Pension Funds Navigate Portfolio and Governance Challenges

State pension funds, which manage retirement savings for millions of public employees, are also adapting to the modern investment climate. Recent events in Florida and Ohio illustrate the strategic and operational hurdles they face.

Florida's Active Credit Portfolio

The Florida State Board of Administration (SBA), which oversees the massive Florida Retirement System pension plan, is actively building out a new active credit portfolio. This initiative is designed to find value across both public and private credit markets.

According to reports, the SBA is finding that private and public credit assets can complement each other within a diversified portfolio. By actively managing these assets, the fund aims to generate higher returns than it could through passive index-tracking strategies. This move reflects a broader trend among large pensions to seek out new sources of yield in a challenging economic environment.

Governance Issues in Ohio

Meanwhile, the Ohio State Teachers Retirement System (STRS) has been facing internal governance challenges. A judge recently issued a temporary block on changes to the system's board composition following a lawsuit.

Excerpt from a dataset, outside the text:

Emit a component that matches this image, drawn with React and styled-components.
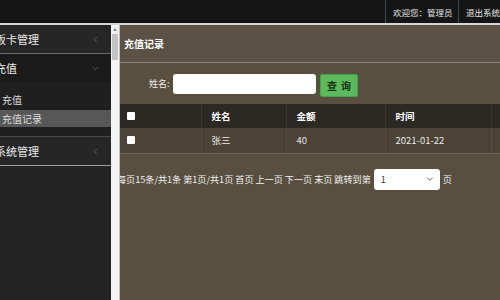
import React from "react";
import styled, { createGlobalStyle } from "styled-components";
import { ChevronLeft, ChevronDown } from "lucide-react";

const GlobalStyle = createGlobalStyle`
  body {
    margin: 0;
    background: #161616;
    font-family: "Noto Sans CJK SC", "Noto Sans", sans-serif;
  }
`;

const App = () => {
  return (
    <Page>
      <GlobalStyle />
      <TopBar>
        <TopItem>欢迎您：管理员</TopItem>
        <TopItem wide>退出系统</TopItem>
      </TopBar>
      <Body>
        <Sidebar>
          <MenuTitle>
            <span>饭卡管理</span>
            <ChevronLeft size={9} strokeWidth={1.5} />
          </MenuTitle>
          <MenuGroup>
            <MenuTitle open>
              <span>充值</span>
              <ChevronDown size={9} strokeWidth={1.5} />
            </MenuTitle>
            <SubItem>充值</SubItem>
            <SubItem active>充值记录</SubItem>
          </MenuGroup>
          <MenuTitle last>
            <span>系统管理</span>
            <ChevronLeft size={9} strokeWidth={1.5} />
          </MenuTitle>
        </Sidebar>
        <ScrollTrack>
          <ScrollArrow />
          <ScrollThumb />
        </ScrollTrack>
        <Main>
          <PanelHeading>充值记录</PanelHeading>
          <SearchBar>
            <Label>姓名:</Label>
            <SearchInput />
            <SearchButton>查询</SearchButton>
          </SearchBar>
          <Table>
            <thead>
              <HeadRow>
                <Cell><Check /></Cell>
                <Cell>姓名</Cell>
                <Cell>金额</Cell>
                <Cell>时间</Cell>
                <Cell />
              </HeadRow>
            </thead>
            <tbody>
              <DataRow>
                <Cell><Check /></Cell>
                <Cell>张三</Cell>
                <Cell>40</Cell>
                <Cell>2021-01-22</Cell>
                <Cell />
              </DataRow>
            </tbody>
          </Table>
          <Pager>
            <span>每页15条/共1条 第1页/共1页 首页 上一页 下一页 末页 跳转到第</span>
            <PageSelect>
              <span>1</span>
              <ChevronDown size={10} strokeWidth={2} />
            </PageSelect>
            <span>页</span>
          </Pager>
        </Main>
      </Body>
    </Page>
  );
};

// STYLED COMPONENTS
const Page = styled.div`
  width: 500px;
  height: 300px;
  overflow: hidden;
  display: flex;
  flex-direction: column;
`;

const TopBar = styled.div`
  height: 23px;
  flex-shrink: 0;
  background: #151515;
  border-bottom: 2px solid #d4d4d4;
  display: flex;
  justify-content: flex-end;
  margin-right: -10px;
`;

const TopItem = styled.div`
  display: flex;
  align-items: center;
  box-sizing: border-box;
  width: ${p => (p.wide ? "52px" : "73px")};
  padding-left: 7px;
  border-left: 1px solid #3c4a52;
  color: #e4e4e4;
  font-size: 8.5px;
  white-space: nowrap;
  overflow: hidden;
`;

const Body = styled.div`
  flex: 1;
  display: flex;
  min-height: 0;
`;

const Sidebar = styled.div`
  width: 111px;
  flex-shrink: 0;
  background: #232323;
  overflow: hidden;
`;

const MenuTitle = styled.div`
  height: 28px;
  display: flex;
  align-items: center;
  justify-content: space-between;
  padding: 0 11px 0 0;
  margin-left: -5px;
  color: #ececec;
  font-size: 11px;
  background: ${p => (p.open ? "#1b1b1b" : "#262626")};
  border-bottom: ${p => (p.open ? "none" : p.last ? "1px solid #a0a0a0" : "1px solid #6a6a6a")};
  svg {
    color: #8a8a8a;
  }
`;

const MenuGroup = styled.div`
  background: #1f1f1f;
  padding-bottom: 9px;
  border-bottom: 1px solid #4a4a4a;
`;

const SubItem = styled.div`
  height: 17px;
  display: flex;
  align-items: center;
  padding-left: 2px;
  margin-top: ${p => (p.active ? "2px" : "9px")};
  color: #dedede;
  font-size: 10px;
  background: ${p => (p.active ? "#575757" : "transparent")};
`;

const ScrollTrack = styled.div`
  width: 8px;
  flex-shrink: 0;
  background: #f2f2f2;
  display: flex;
  flex-direction: column;
  align-items: center;
  padding-top: 3px;
  border-right: 1px solid #bdbdbd;
`;

const ScrollArrow = styled.div`
  width: 0;
  height: 0;
  border-left: 2px solid transparent;
  border-right: 2px solid transparent;
  border-bottom: 3px solid #8a8a8a;
  margin-bottom: 3px;
`;

const ScrollThumb = styled.div`
  width: 6px;
  height: 26px;
  background: #c3c3c3;
`;

const Main = styled.div`
  flex: 1;
  background: #594f40;
  overflow: hidden;
  display: flex;
  flex-direction: column;
`;

const PanelHeading = styled.div`
  height: 37px;
  flex-shrink: 0;
  display: flex;
  align-items: center;
  padding-left: 4px;
  color: #ffffff;
  font-size: 10px;
  font-weight: bold;
  border-bottom: 1px solid #8e8474;
  background: #5b5144;
`;

const SearchBar = styled.div`
  height: 41px;
  flex-shrink: 0;
  display: flex;
  align-items: center;
  padding-left: 29px;
`;

const Label = styled.span`
  color: #eeeeee;
  font-size: 9px;
  width: 24px;
`;

const SearchInput = styled.div`
  width: 143px;
  height: 20px;
  background: #ffffff;
  border-radius: 3px;
`;

const SearchButton = styled.button`
  width: 38px;
  height: 23px;
  margin-left: 4px;
  margin-top: 4px;
  background: #5cba5c;
  border: 1px solid #4a9d4a;
  border-radius: 2px;
  box-sizing: border-box;
  display: flex;
  align-items: center;
  justify-content: center;
  font-family: inherit;
  color: #153015;
  font-size: 10px;
  font-weight: bold;
  letter-spacing: 4px;
  padding: 0 0 0 4px;
`;

const Table = styled.table`
  width: 392px;
  flex-shrink: 0;
  border-collapse: collapse;
  table-layout: fixed;
  td { box-sizing: border-box; }
  td:nth-child(1) { width: 81px; padding-left: 7px; }
  td:nth-child(2) { width: 85px; }
  td:nth-child(3) { width: 99px; }
  td:nth-child(4) { width: 106px; }
`;

const HeadRow = styled.tr`
  height: 24px;
  background: #2c2823;
  font-weight: bold;
  color: #ffffff;
  td + td {
    border-left: 1px solid #3e3730;
  }
`;

const DataRow = styled.tr`
  height: 25px;
  background: #4b4336;
  color: #e8e8e8;
  border-bottom: 1px solid #6e6454;
  td + td {
    border-left: 1px solid #574e41;
  }
`;

const Cell = styled.td`
  font-size: 9.5px;
  padding: 0 0 0 10px;
  vertical-align: middle;
  white-space: nowrap;
`;

const Check = styled.div`
  width: 8px;
  height: 8px;
  background: #ffffff;
  border-radius: 1px;
`;

const Pager = styled.div`
  display: flex;
  align-items: center;
  margin-top: 15px;
  margin-left: -3px;
  color: #f2f2f2;
  font-size: 9.1px;
  white-space: nowrap;
`;

const PageSelect = styled.div`
  width: 66px;
  height: 21px;
  margin: 0 3px 0 3px;
  background: #ffffff;
  border-radius: 3px;
  display: flex;
  align-items: center;
  justify-content: space-between;
  padding: 0 5px 0 7px;
  box-sizing: border-box;
  color: #333333;
  font-size: 9px;
  flex-shrink: 0;
  svg {
    color: #555555;
  }
`;

export default App;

The Role of Pension Boards

The board of a public pension fund is responsible for making critical decisions about investment strategy, benefit levels, and overall fund management. The composition and independence of these boards are crucial for protecting the retirement security of millions of beneficiaries.

The legal intervention in Ohio underscores the high stakes involved in managing public retirement funds. Disputes over board control can have significant implications for investment policy and the long-term health of the pension system, affecting thousands of teachers and their families.